■ Information shown ■
☆ ☆ ☆ ☆ ☆ ☆ ☆
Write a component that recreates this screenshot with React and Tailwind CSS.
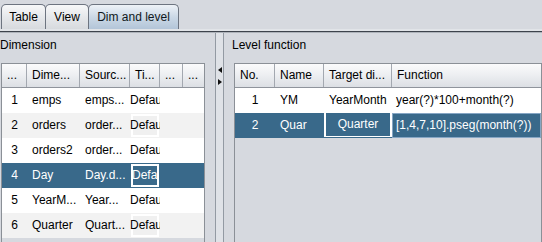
import React from "react";

const leftCols = [25, 53, 50, 30, 23, 21];
const leftHead = ["...", "Dime...", "Sourc...", "Ti...", "...", "..."];
const leftRows = [
  ["1", "emps", "emps..."],
  ["2", "orders", "order..."],
  ["3", "orders2", "order..."],
  ["4", "Day", "Day.d..."],
  ["5", "YearM...", "Year..."],
  ["6", "Quarter", "Quart..."],
];

const rightCols = [40, 49, 68, 149];
const rightHead = ["No.", "Name", "Target di...", "Function"];

function HeaderCell({ w, text, last }) {
  return (
    <div
      style={{ width: w }}
      className={
        "h-full shrink-0 flex items-center pl-[5px] overflow-hidden whitespace-nowrap bg-gradient-to-b from-[#fbfbfc] via-[#eceef1] to-[#dcdfe4] " +
        (last ? "" : "border-r border-[#a3a8b0]")
      }
    >
      {text}
    </div>
  );
}

function Tab({ label, selected, w }) {
  return (
    <div
      style={{ width: w }}
      className={
        "h-[25px] -mr-px shrink-0 flex items-center justify-center rounded-t-[5px] border border-b-0 border-[#6d7480] " +
        (selected
          ? "bg-gradient-to-b from-[#eef2f7] via-[#cbd8e6] to-[#b3c5d8] text-[#101820]"
          : "bg-gradient-to-b from-[#f7f8f9] via-[#e6e8eb] to-[#d7dade] text-black")
      }
    >
      {label}
    </div>
  );
}

export default function App() {
  return (
    <div className="w-[542px] h-[242px] overflow-hidden bg-[#d6d9df] text-[12px] leading-[15px] text-black font-['Liberation_Sans',Arial,sans-serif] flex flex-col">
      {/* tab bar */}
      <div className="h-[29px] pt-[4px] flex items-end pl-px shrink-0">
        <Tab label="Table" w={45} />
        <Tab label="View" w={44} />
        <Tab label="Dim and level" w={91} selected />
      </div>
      <div className="h-[2px] bg-[#e1e4e8] shrink-0" />
      <div className="h-px bg-[#3d434c] shrink-0" />
      <div className="h-px bg-[#aeb3ba] shrink-0" />

      {/* split pane */}
      <div className="flex flex-1 min-h-0">
        {/* left */}
        <div className="w-[215px] shrink-0 flex flex-col pt-[5px]">
          <div className="h-[15px] pl-0">Dimension</div>
          <div className="mt-[10px] ml-px w-[204px] flex-1 border-l border-t border-r border-[#8b9097] flex flex-col">
            <div className="h-[24px] flex border-b border-[#8f949c] shrink-0">
              {leftHead.map((t, i) => (
                <HeaderCell key={i} w={leftCols[i]} text={t} last={i === leftCols.length - 1} />
              ))}
            </div>
            {leftRows.map((r, i) => {
              const sel = i === 3;
              const bg = sel ? "bg-[#39698a] text-white" : i % 2 === 1 ? "bg-[#f2f2f2]" : "bg-white";
              return (
                <div key={i} className={"h-[25px] flex shrink-0 " + bg}>
                  <div style={{ width: leftCols[0] }} className="shrink-0 flex items-center justify-center">{r[0]}</div>
                  <div style={{ width: leftCols[1] }} className="shrink-0 flex items-center pl-[5px] whitespace-nowrap overflow-hidden">{r[1]}</div>
                  <div style={{ width: leftCols[2] }} className="shrink-0 flex items-center pl-[5px] whitespace-nowrap overflow-hidden">{r[2]}</div>
                  <div style={{ width: leftCols[3] }} className="shrink-0 py-[1px] px-[1px] overflow-hidden">
                    <div
                      className={
                        "h-full border-2 border-white flex items-center whitespace-nowrap " +
                        (sel ? "bg-[#39698a] overflow-hidden" : i % 2 === 1 ? "bg-[#f0f0f0] overflow-visible" : "bg-white overflow-visible")
                      }
                    >
                      <span className={sel ? "-ml-px" : "-ml-[3px]"}>Default</span>
                    </div>
                  </div>
                  <div style={{ width: leftCols[4] }} className="shrink-0" />
                  <div style={{ width: leftCols[5] }} className="shrink-0" />
                </div>
              );
            })}
          </div>
        </div>

        {/* divider */}
        <div className="w-[9px] shrink-0 border-x border-[#939aa3] bg-[#dfe2e7] flex flex-col items-center pt-[34px] gap-[6px]">
          <svg width="4" height="6" viewBox="0 0 4 6">
            <polygon points="4,0 4,6 0,3" fill="#111" />
          </svg>
          <svg width="4" height="6" viewBox="0 0 4 6">
            <polygon points="0,0 0,6 4,3" fill="#111" />
          </svg>
        </div>

        {/* right */}
        <div className="flex-1 flex flex-col pt-[5px]">
          <div className="h-[15px] pl-[8px]">Level function</div>
          <div className="mt-[10px] ml-[10px] w-[308px] flex-1 border-l border-t border-r border-[#8b9097] flex flex-col">
            <div className="h-[24px] flex border-b border-[#8f949c] shrink-0">
              {rightHead.map((t, i) => (
                <HeaderCell key={i} w={rightCols[i]} text={t} last={i === rightCols.length - 1} />
              ))}
            </div>
            <div className="h-[25px] flex shrink-0 bg-white">
              <div style={{ width: rightCols[0] }} className="shrink-0 flex items-center justify-center">1</div>
              <div style={{ width: rightCols[1] }} className="shrink-0 flex items-center pl-[5px]">YM</div>
              <div style={{ width: rightCols[2] }} className="shrink-0 flex items-center pl-[5px] whitespace-nowrap overflow-hidden">YearMonth</div>
              <div style={{ width: rightCols[3] }} className="shrink-0 flex items-center pl-[4px] whitespace-nowrap overflow-hidden">year(?)*100+month(?)</div>
            </div>
            <div className="h-[25px] flex shrink-0 bg-[#39698a] text-white">
              <div style={{ width: rightCols[0] }} className="shrink-0 flex items-center justify-center">2</div>
              <div style={{ width: rightCols[1] }} className="shrink-0 flex items-center pl-[5px]">Quar</div>
              <div style={{ width: rightCols[2] }} className="shrink-0 pb-px">
                <div className="h-full border-x-2 border-b border-white flex items-center justify-center whitespace-nowrap overflow-hidden">Quarter</div>
              </div>
              <div style={{ width: rightCols[3] }} className="shrink-0 flex items-center pl-[3px] border border-[#86a6c4] whitespace-nowrap overflow-hidden">[1,4,7,10].pseg(month(?))</div>
            </div>
          </div>
        </div>
      </div>
    </div>
  );
}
☆ ☆ ☆ ☆ ☆ ☆ ☆
Which lines hold the word "React"? Copy every one of them.

■ Completed task ■
Write a component that recreates this screenshot with React and Tailwind CSS.
import React from "react";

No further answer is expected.